_PROVIDED MATERIAL_
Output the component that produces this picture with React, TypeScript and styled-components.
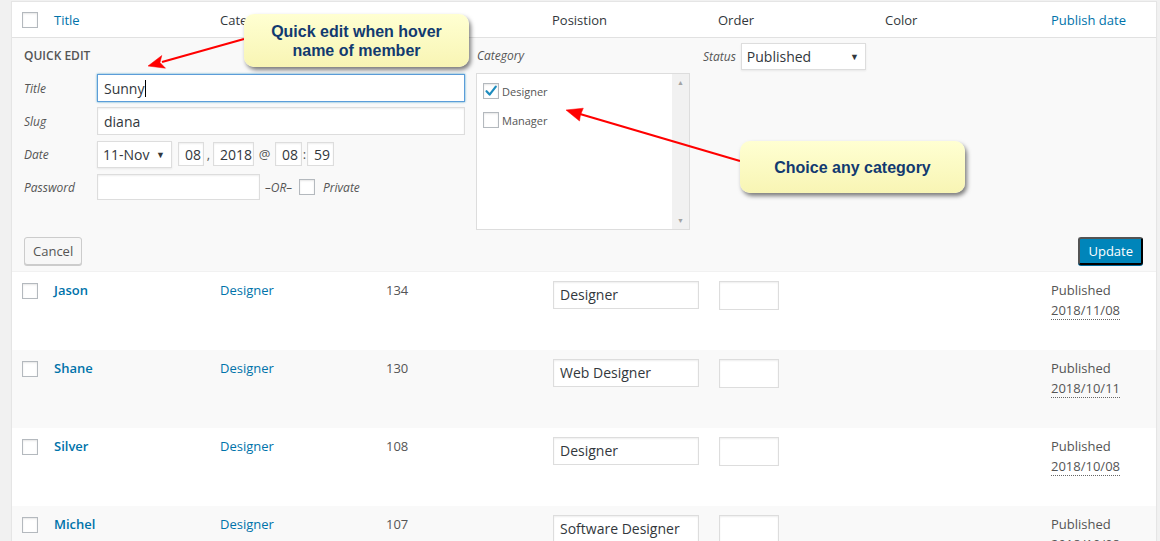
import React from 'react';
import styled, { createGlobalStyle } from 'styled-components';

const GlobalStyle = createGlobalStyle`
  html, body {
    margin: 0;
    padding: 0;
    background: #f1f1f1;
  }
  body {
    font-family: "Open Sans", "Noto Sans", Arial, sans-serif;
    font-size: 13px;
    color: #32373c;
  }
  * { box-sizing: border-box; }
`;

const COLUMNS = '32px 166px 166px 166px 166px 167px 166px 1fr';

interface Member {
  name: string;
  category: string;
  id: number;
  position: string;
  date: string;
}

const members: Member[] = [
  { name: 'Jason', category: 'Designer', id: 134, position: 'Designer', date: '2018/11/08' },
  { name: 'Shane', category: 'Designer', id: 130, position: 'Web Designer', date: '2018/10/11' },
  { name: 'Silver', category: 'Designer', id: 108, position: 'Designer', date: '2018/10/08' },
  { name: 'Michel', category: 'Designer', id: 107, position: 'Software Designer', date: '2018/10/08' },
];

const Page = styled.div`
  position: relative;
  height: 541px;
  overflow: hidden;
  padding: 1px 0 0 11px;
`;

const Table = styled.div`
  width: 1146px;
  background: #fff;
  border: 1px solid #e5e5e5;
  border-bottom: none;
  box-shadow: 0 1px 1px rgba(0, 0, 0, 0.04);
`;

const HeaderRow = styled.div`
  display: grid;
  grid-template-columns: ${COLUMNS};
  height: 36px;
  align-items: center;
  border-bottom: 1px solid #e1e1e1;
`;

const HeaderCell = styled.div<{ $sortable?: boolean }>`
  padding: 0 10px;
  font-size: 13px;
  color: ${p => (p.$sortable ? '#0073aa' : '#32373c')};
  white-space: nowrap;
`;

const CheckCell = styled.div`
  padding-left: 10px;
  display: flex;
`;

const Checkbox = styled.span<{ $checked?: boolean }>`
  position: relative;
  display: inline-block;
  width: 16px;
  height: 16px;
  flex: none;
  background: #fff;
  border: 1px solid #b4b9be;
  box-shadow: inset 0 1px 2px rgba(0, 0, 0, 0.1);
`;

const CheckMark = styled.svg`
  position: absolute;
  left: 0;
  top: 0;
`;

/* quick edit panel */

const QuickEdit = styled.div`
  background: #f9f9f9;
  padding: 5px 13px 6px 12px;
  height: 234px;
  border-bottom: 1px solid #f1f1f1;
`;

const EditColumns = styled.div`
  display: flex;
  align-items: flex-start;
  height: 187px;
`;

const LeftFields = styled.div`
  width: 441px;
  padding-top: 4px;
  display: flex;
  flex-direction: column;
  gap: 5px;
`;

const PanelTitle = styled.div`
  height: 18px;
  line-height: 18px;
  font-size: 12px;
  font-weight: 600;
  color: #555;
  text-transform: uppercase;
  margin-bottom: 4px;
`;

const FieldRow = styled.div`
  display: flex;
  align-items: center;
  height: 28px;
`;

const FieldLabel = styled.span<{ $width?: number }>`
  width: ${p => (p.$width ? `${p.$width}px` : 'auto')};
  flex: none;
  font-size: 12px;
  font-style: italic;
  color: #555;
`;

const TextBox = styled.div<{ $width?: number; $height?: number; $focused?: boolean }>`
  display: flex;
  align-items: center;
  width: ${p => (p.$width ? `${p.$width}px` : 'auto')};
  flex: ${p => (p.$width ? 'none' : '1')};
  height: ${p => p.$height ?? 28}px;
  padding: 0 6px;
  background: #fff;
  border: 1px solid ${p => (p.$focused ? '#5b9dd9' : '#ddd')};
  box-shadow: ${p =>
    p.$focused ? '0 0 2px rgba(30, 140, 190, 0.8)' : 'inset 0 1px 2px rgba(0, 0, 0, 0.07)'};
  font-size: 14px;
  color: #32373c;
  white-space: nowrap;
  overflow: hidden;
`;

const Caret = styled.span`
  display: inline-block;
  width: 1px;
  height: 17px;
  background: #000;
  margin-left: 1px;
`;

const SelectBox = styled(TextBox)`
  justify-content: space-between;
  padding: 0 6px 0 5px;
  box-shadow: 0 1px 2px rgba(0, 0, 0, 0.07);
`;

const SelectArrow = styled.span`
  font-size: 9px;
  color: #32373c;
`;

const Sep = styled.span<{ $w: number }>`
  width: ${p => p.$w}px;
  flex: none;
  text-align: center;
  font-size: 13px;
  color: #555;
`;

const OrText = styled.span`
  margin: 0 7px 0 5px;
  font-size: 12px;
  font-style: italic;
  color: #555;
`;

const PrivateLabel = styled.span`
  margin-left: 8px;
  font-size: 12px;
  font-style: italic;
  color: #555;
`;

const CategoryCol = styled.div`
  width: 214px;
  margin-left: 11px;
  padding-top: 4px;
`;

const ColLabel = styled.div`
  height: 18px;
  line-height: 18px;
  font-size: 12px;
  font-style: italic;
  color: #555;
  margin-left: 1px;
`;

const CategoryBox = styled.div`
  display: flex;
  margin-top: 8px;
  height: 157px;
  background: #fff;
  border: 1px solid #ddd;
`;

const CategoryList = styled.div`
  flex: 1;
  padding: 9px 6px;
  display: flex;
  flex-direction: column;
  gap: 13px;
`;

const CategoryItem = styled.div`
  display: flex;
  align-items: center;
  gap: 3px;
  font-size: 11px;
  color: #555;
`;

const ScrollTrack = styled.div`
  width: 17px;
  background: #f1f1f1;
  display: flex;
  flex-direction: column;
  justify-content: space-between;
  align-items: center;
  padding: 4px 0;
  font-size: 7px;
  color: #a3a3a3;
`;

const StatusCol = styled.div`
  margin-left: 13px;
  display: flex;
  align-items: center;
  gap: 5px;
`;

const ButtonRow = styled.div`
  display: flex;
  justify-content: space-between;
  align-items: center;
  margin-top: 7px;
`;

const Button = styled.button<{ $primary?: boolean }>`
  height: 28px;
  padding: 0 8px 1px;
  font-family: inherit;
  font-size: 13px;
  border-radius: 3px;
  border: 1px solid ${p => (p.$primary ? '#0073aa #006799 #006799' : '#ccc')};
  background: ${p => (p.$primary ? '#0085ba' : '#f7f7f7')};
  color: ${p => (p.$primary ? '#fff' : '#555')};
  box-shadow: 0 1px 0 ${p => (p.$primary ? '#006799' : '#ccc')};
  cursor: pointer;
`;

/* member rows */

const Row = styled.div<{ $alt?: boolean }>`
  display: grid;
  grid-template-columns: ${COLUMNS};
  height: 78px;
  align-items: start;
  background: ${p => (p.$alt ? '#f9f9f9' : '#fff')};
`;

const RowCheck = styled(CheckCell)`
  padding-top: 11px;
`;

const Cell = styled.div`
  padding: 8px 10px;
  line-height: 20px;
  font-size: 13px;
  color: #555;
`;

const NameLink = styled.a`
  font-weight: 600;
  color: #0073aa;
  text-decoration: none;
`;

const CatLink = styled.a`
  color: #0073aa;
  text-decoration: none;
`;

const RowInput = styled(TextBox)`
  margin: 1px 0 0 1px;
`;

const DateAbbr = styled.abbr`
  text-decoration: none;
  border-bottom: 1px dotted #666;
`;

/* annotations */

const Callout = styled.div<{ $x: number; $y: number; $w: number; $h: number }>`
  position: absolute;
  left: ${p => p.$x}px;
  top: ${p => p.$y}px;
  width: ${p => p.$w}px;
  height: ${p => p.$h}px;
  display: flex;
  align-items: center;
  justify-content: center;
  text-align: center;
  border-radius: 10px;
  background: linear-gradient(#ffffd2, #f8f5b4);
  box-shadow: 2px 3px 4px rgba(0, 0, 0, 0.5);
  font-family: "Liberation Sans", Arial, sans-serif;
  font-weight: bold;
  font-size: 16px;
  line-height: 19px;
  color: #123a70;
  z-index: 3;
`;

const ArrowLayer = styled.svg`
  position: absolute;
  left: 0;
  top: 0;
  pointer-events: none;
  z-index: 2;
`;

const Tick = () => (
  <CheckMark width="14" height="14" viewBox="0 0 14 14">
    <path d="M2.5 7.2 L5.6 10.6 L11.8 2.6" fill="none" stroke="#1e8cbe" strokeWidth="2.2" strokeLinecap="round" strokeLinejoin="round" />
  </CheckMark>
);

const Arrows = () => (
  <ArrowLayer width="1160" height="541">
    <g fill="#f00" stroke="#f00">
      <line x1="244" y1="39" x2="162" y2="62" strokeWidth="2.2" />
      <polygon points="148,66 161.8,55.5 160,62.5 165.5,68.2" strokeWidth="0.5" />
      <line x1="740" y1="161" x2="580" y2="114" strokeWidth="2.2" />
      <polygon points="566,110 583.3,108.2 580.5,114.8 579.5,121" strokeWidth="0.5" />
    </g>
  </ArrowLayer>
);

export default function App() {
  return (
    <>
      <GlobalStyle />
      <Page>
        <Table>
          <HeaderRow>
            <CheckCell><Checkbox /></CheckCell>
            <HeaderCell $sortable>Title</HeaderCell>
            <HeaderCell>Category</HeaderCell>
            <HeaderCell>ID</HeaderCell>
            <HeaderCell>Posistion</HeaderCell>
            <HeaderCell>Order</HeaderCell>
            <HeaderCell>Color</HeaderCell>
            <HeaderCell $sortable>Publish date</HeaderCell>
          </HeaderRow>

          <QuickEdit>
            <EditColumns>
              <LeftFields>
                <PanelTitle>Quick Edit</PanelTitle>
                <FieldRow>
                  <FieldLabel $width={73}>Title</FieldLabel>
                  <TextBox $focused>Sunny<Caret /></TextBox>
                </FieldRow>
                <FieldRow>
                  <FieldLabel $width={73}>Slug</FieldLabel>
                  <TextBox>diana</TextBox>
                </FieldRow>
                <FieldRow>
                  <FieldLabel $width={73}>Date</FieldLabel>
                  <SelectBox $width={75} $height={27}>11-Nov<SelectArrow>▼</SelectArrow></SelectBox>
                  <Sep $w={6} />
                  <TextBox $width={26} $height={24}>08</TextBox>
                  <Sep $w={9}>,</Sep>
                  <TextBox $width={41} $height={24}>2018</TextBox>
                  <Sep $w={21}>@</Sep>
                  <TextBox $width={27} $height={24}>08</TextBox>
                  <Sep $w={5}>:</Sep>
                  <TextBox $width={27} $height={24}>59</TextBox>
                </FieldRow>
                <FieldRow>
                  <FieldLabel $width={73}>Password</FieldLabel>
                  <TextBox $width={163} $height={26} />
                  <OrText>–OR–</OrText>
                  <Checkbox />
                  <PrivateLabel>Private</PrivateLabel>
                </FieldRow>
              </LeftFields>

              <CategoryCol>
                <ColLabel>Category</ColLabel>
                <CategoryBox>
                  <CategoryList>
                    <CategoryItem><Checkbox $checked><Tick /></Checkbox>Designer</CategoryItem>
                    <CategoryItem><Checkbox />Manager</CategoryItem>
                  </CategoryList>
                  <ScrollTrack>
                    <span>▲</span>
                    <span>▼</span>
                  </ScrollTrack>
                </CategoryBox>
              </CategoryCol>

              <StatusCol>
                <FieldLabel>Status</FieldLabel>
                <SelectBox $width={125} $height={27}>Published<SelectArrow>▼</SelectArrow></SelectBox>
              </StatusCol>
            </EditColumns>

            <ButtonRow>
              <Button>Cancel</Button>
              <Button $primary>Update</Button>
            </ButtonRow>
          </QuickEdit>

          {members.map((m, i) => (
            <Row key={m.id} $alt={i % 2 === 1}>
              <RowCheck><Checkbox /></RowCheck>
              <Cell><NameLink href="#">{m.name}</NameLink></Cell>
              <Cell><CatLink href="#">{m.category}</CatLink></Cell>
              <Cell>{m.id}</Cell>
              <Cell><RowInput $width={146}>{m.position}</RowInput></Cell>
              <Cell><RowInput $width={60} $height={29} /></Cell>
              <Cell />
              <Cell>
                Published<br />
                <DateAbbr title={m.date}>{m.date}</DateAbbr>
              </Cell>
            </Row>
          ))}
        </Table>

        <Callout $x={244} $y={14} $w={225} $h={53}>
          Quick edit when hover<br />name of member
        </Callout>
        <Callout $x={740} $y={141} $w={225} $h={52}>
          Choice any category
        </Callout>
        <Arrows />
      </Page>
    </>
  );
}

_PROBLEM DETAILS_
Which lines of the data include "React"? Copy each of them.

_EXERCISE RESULT_
Output the component that produces this picture with React, TypeScript and styled-components.
import React from 'react';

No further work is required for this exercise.